A customer finished their breakfast, left a tip, said goodbye to the server — and never came back. Why? You have no idea.
This isn't unusual. It's how most in-person businesses actually work: customers show up, something goes wrong, they leave — and say nothing. Why customers leave without complaining is one of the most expensive unanswered questions in any business that serves people face-to-face.
Silence isn't satisfaction
There's a common assumption: if a customer didn't say anything, everything was probably fine.
That's not how it works. Most unhappy customers don't complain — not because the problem wasn't worth mentioning, but because complaining feels awkward. Confronting staff isn't something most people want to do. Explaining an issue to a busy manager is even less appealing. It's easier to just leave and not come back.
Decades of customer service research consistently show that the vast majority of dissatisfied customers never report a problem directly. They simply stop visiting. And some of them eventually leave a public review — by which point it's far too late to do anything about it.
Silence isn't a neutral signal. It's already a decision.
The problem isn't what happened. It's when you found out.
Consider two versions of the same situation.
Scenario A. A customer leaves a 2 out of 5 rating. You see it on Friday, scrolling through the week's numbers. Who the customer was, which shift it was, what exactly went wrong — unknown. You notice it, move on. Nothing you can do at this point.
Scenario B. A customer leaves a 2 out of 5 at 1:30 PM on Wednesday. Thirty seconds later, you get an alert. You know it's the lunch rush. You can talk to the team, figure out what happened — and make a change before the evening shift starts.
Same rating. Completely different outcome.
The score isn't the issue — the timing is. The gap between the moment something went wrong and the moment you found out is the actual problem. In most brick-and-mortar businesses, that gap is measured in days. Sometimes weeks. Sometimes months.
Customers don't leave because you made a mistake. They leave because you didn't find out about it in time.
Standard tools are built for the wrong customers
Paper comment cards. Follow-up emails. "Leave us a review on Google." These approaches all assume the customer wants to speak up.
The one who leaves quietly never will. They'll just go. The card at the exit stays blank. The follow-up email goes unanswered.
There's another problem: public reviews give you a distorted picture. The people who write them tend to fall into two camps — the delighted and the furious. Everyone else — the majority — disappears without a trace. You end up running your business based on the loudest customers, not the most representative ones.
Why in-the-moment feedback is different
There's something that's easy to miss: a customer is far more willing to give honest feedback right after their visit, while the experience is still fresh.
In that window, they remember specifics — "the coffee took 20 minutes," "the table hadn't been cleared," "the person at the register was rude." A day later, all that's left is a vague impression: "it was fine" or "something felt off." You can work with specifics. You can't work with impressions.

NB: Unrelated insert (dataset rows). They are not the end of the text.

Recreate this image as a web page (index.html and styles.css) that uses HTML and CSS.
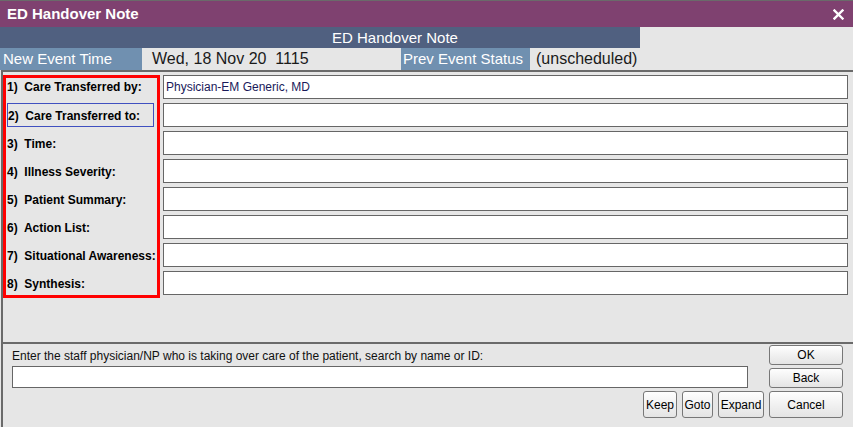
FILE: index.html
```html
<!DOCTYPE html>
<html>
<head>
<meta charset="utf-8">
<link rel="stylesheet" href="styles.css">
</head>
<body>
<div class="window">
  <div class="titlebar">
    <span class="title">ED Handover Note</span>
    <svg class="close" width="11" height="11" viewBox="0 0 11 11"><path d="M1.5 1.5 L9.5 9.5 M9.5 1.5 L1.5 9.5" stroke="#fff" stroke-width="2.4" stroke-linecap="square"/></svg>
  </div>
  <div class="subheader"><div class="band">ED Handover Note</div></div>
  <div class="inforow">
    <div class="lbl lbl-new">New Event Time</div>
    <div class="val val-new">Wed, 18 Nov 20&nbsp;&nbsp;1115</div>
    <div class="lbl lbl-prev">Prev Event Status</div>
    <div class="val">(unscheduled)</div>
  </div>
  <div class="main">
    <div class="labels">
      <div class="label first">1)  Care Transferred by:</div>
      <div class="label focus">2)  Care Transferred to:</div>
      <div class="label">3)  Time:</div>
      <div class="label">4)  Illness Severity:</div>
      <div class="label">5)  Patient Summary:</div>
      <div class="label">6)  Action List:</div>
      <div class="label">7)  Situational Awareness:</div>
      <div class="label">8)  Synthesis:</div>
    </div>
    <div class="fields">
      <div class="field">Physician-EM Generic, MD</div>
      <div class="field"></div>
      <div class="field"></div>
      <div class="field"></div>
      <div class="field"></div>
      <div class="field"></div>
      <div class="field"></div>
      <div class="field"></div>
    </div>
  </div>
  <div class="bottom">
    <div class="toprow">
      <div class="entry">
        <div class="hint">Enter the staff physician/NP who is taking over care of the patient, search by name or ID:</div>
        <div class="input"></div>
      </div>
      <div class="stack">
        <button class="btn btn-main">OK</button>
        <button class="btn btn-main">Back</button>
      </div>
    </div>
    <div class="btnrow">
      <button class="btn btn-keep">Keep</button>
      <button class="btn btn-goto">Goto</button>
      <button class="btn btn-expand">Expand</button>
      <button class="btn btn-cancel">Cancel</button>
    </div>
  </div>
</div>
</body>
</html>
```
FILE: styles.css
```css
html, body {
  margin: 0;
  padding: 0;
  background: #e6e6e6;
}
body {
  width: 853px;
  height: 427px;
  overflow: hidden;
  font-family: "Liberation Sans", Arial, sans-serif;
}
.window {
  width: 853px;
  height: 427px;
  display: flex;
  flex-direction: column;
}
.titlebar {
  height: 26px;
  border-top: 1px solid #6a6a6a;
  background: #7f4170;
  display: flex;
  align-items: center;
  justify-content: space-between;
  padding: 0 9px 0 7px;
}
.title {
  color: #fff;
  font-weight: bold;
  font-size: 15px;
  line-height: 28px;
}
.close {
  display: block;
  margin-top: 1px;
}
.subheader {
  height: 21px;
  display: flex;
}
.band {
  width: 640px;
  background: #506080;
  color: #fff;
  font-size: 15px;
  line-height: 22px;
  padding-left: 332px;
  box-sizing: border-box;
}
.inforow {
  height: 22px;
  display: flex;
  font-size: 15px;
  line-height: 22px;
}
.lbl {
  background: #7090b0;
  color: #fff;
  box-sizing: border-box;
}
.lbl-new {
  width: 142px;
  padding-left: 3px;
}
.lbl-prev {
  width: 129px;
  padding-left: 2px;
}
.val {
  color: #1a1a1a;
  font-size: 16px;
  padding-left: 6px;
}
.val-new {
  width: 259px;
  box-sizing: border-box;
  padding-left: 10px;
}
.main {
  margin-left: 1px;
  border-top: 2px solid #6a6a6a;
  border-left: 2px solid #6a6a6a;
  border-bottom: 2px solid #6a6a6a;
  display: flex;
  align-items: flex-start;
  padding-top: 3px;
  box-sizing: content-box;
  height: 267px;
}
.labels {
  width: 151px;
  border: 3px solid #ff0000;
  display: grid;
  grid-template-rows: 21px repeat(7, 24px);
  row-gap: 4px;
  font-size: 12px;
  font-weight: bold;
  color: #000;
}
.label {
  white-space: pre;
  display: flex;
  align-items: center;
  padding-left: 1px;
  padding-top: 1px;
  box-sizing: border-box;
}
.label.first {
  padding-bottom: 3px;
  padding-top: 0;
}
.label.focus {
  margin-left: 1px;
  width: 147px;
  border: 1px solid #4050c0;
  padding-left: 0;
}
.fields {
  margin-left: 3px;
  width: 685px;
  display: flex;
  flex-direction: column;
  gap: 4px;
}
.field {
  height: 24px;
  box-sizing: border-box;
  border: 1px solid #666;
  background: #fff;
  font-size: 12px;
  line-height: 22px;
  padding-left: 2px;
  color: #1a1a5a;
}
.bottom {
  flex: 1;
  margin-left: 1px;
  border-left: 2px solid #6a6a6a;
  padding: 1px 10px 0 9px;
  display: flex;
  flex-direction: column;
  gap: 3px;
}
.toprow {
  display: flex;
  justify-content: space-between;
}
.entry {
  width: 736px;
}
.hint {
  font-size: 12px;
  line-height: 14px;
  color: #111;
  padding-top: 4px;
  height: 18px;
  box-sizing: border-box;
  margin-bottom: 3px;
}
.input {
  height: 22px;
  box-sizing: border-box;
  border: 1px solid #666;
  background: #fff;
}
.stack {
  display: flex;
  flex-direction: column;
  gap: 3px;
}
.btn {
  font-family: "Liberation Sans", Arial, sans-serif;
  font-size: 12px;
  color: #000;
  border: 1px solid #777;
  border-radius: 3px;
  background: linear-gradient(#fefefe, #e4e4e4);
  padding: 0;
  margin: 0;
  box-sizing: border-box;
}
.btn-main {
  width: 74px;
  height: 20px;
}
.btnrow {
  display: flex;
  justify-content: flex-end;
  gap: 5px;
}
.btnrow .btn {
  height: 27px;
}
.btn-keep { width: 34px; }
.btn-goto { width: 31px; }
.btn-expand { width: 46px; }
.btn-cancel { width: 74px; }
```
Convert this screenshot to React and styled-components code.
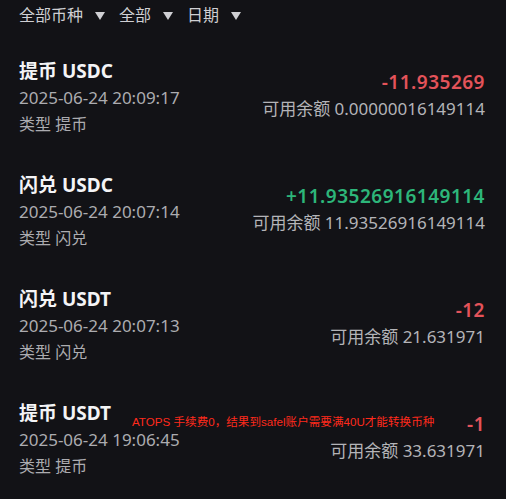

This is why a simple QR code on the table or near the exit — a few questions, no login, takes under a minute — works differently than any delayed alternative. It captures the detail while the detail still exists. The responses are anonymous, so customers answer honestly in ways they wouldn't face-to-face. This is exactly what AskHedgy is built for: a customer scans the code, answers, and if the rating is low, the owner gets an alert immediately — the same day, while the shift is still running.
Most tools tell you what went wrong. AskHedgy tells you while it's still happening.
Speed of recovery beats flawless service
People rarely remember places where everything went perfectly.
They almost always remember places that handled a problem quickly.
A customer whose bad experience was addressed in the moment — or right after — is very likely to come back. A customer who left quietly, then posted a review a week later, almost certainly isn't. A returning customer costs nothing to acquire.
Real-time feedback gives you that window. A delayed notification closes it. The difference isn't in the technology — it's in whether you can actually fix something while it still matters.
Where to start
A feedback system doesn't need to be complicated. You need two things: an easy way for customers to leave a rating, and an immediate signal when something's wrong.
The easier it is for a customer to respond, the more responses you'll get — and the more honest they'll be. From there, the data starts working for you: patterns emerge, problems surface quickly, and decisions stop being guesswork.
If you run an offline business and you're still finding out about problems through public reviews, you're getting a delayed and incomplete picture. The feedback that could have helped you is walking out the door every day. Quietly.
Every day without a direct feedback channel is customers you're already losing. You just don't see it.